Prompt.
Set down the data below without change, skipping the pictures it holds.

Recorded information.
--------
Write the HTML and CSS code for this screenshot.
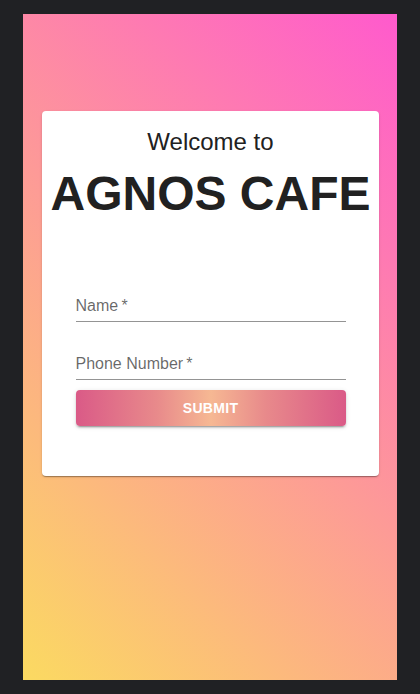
FILE: index.html
```html
<!DOCTYPE html>
<html lang="en">
<head>
<meta charset="utf-8">
<title>Agnos Cafe</title>
<link rel="stylesheet" href="styles.css">
</head>
<body>
  <div class="screen">
    <div class="card">
      <div class="welcome">Welcome to</div>
      <h1 class="brand">AGNOS CAFE</h1>
      <form class="form">
        <div class="field field-first">
          <span class="label">Name&#8201;*</span>
        </div>
        <div class="field">
          <span class="label">Phone Number&#8201;*</span>
        </div>
        <button type="button" class="submit">SUBMIT</button>
      </form>
    </div>
  </div>
</body>
</html>
```

FILE: styles.css
```css
html, body {
  margin: 0;
  padding: 0;
}
body {
  background: #202124;
  font-family: "Liberation Sans", Arial, sans-serif;
  padding-top: 14px;
  padding-bottom: 14px;
}
.screen {
  width: 374px;
  height: 666px;
  margin: 0 auto;
  box-sizing: border-box;
  padding-top: 97px;
  padding-left: 19px;
  background-color: #fbda61;
  background-image: linear-gradient(45deg, #fbda61 0%, #ff5acd 100%);
}
.card {
  width: 337px;
  height: 365px;
  box-sizing: border-box;
  background: #fff;
  border-radius: 4px;
  box-shadow: 0 2px 1px -1px rgba(0,0,0,0.2), 0 1px 1px 0 rgba(0,0,0,0.14), 0 1px 3px 0 rgba(0,0,0,0.12);
  padding-top: 17px;
  display: flex;
  flex-direction: column;
  align-items: center;
  color: #212121;
}
.welcome {
  font-size: 24px;
  line-height: 28px;
  text-align: center;
}
.brand {
  margin: 11px 0 0;
  font-size: 48px;
  line-height: 54px;
  font-weight: bold;
  text-align: center;
  white-space: nowrap;
}
.form {
  width: 270px;
  margin-top: 73px;
  display: flex;
  flex-direction: column;
}
.field {
  padding-bottom: 3px;
  border-bottom: 1px solid rgba(0,0,0,0.42);
  margin-top: 30px;
}
.field-first {
  margin-top: 0;
}
.label {
  display: block;
  font-size: 16px;
  line-height: 24px;
  color: rgba(0,0,0,0.6);
}
.submit {
  margin-top: 10px;
  height: 36px;
  border: none;
  border-radius: 4px;
  background: linear-gradient(to right, #da5a87 0%, #e88a8b 30%, #f6b893 50%, #e88a8b 70%, #da5a87 100%);
  color: #fff;
  font-family: "Liberation Sans", Arial, sans-serif;
  font-size: 14px;
  font-weight: bold;
  letter-spacing: 0.3px;
  box-shadow: 0 3px 1px -2px rgba(0,0,0,0.2), 0 2px 2px 0 rgba(0,0,0,0.14), 0 1px 5px 0 rgba(0,0,0,0.12);
  cursor: pointer;
}
```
--------
Correct output.
Write the HTML and CSS code for this screenshot.
FILE: index.html
```html
<!DOCTYPE html>
<html lang="en">
<head>
<meta charset="utf-8">
<title>Agnos Cafe</title>
<link rel="stylesheet" href="styles.css">
</head>
<body>
  <div class="screen">
    <div class="card">
      <div class="welcome">Welcome to</div>
      <h1 class="brand">AGNOS CAFE</h1>
      <form class="form">
        <div class="field field-first">
          <span class="label">Name&#8201;*</span>
        </div>
        <div class="field">
          <span class="label">Phone Number&#8201;*</span>
        </div>
        <button type="button" class="submit">SUBMIT</button>
      </form>
    </div>
  </div>
</body>
</html>
```

FILE: styles.css
```css
html, body {
  margin: 0;
  padding: 0;
}
body {
  background: #202124;
  font-family: "Liberation Sans", Arial, sans-serif;
  padding-top: 14px;
  padding-bottom: 14px;
}
.screen {
  width: 374px;
  height: 666px;
  margin: 0 auto;
  box-sizing: border-box;
  padding-top: 97px;
  padding-left: 19px;
  background-color: #fbda61;
  background-image: linear-gradient(45deg, #fbda61 0%, #ff5acd 100%);
}
.card {
  width: 337px;
  height: 365px;
  box-sizing: border-box;
  background: #fff;
  border-radius: 4px;
  box-shadow: 0 2px 1px -1px rgba(0,0,0,0.2), 0 1px 1px 0 rgba(0,0,0,0.14), 0 1px 3px 0 rgba(0,0,0,0.12);
  padding-top: 17px;
  display: flex;
  flex-direction: column;
  align-items: center;
  color: #212121;
}
.welcome {
  font-size: 24px;
  line-height: 28px;
  text-align: center;
}
.brand {
  margin: 11px 0 0;
  font-size: 48px;
  line-height: 54px;
  font-weight: bold;
  text-align: center;
  white-space: nowrap;
}
.form {
  width: 270px;
  margin-top: 73px;
  display: flex;
  flex-direction: column;
}
.field {
  padding-bottom: 3px;
  border-bottom: 1px solid rgba(0,0,0,0.42);
  margin-top: 30px;
}
.field-first {
  margin-top: 0;
}
.label {
  display: block;
  font-size: 16px;
  line-height: 24px;
  color: rgba(0,0,0,0.6);
}
.submit {
  margin-top: 10px;
  height: 36px;
  border: none;
  border-radius: 4px;
  background: linear-gradient(to right, #da5a87 0%, #e88a8b 30%, #f6b893 50%, #e88a8b 70%, #da5a87 100%);
  color: #fff;
  font-family: "Liberation Sans", Arial, sans-serif;
  font-size: 14px;
  font-weight: bold;
  letter-spacing: 0.3px;
  box-shadow: 0 3px 1px -2px rgba(0,0,0,0.2), 0 2px 2px 0 rgba(0,0,0,0.14), 0 1px 5px 0 rgba(0,0,0,0.12);
  cursor: pointer;
}
```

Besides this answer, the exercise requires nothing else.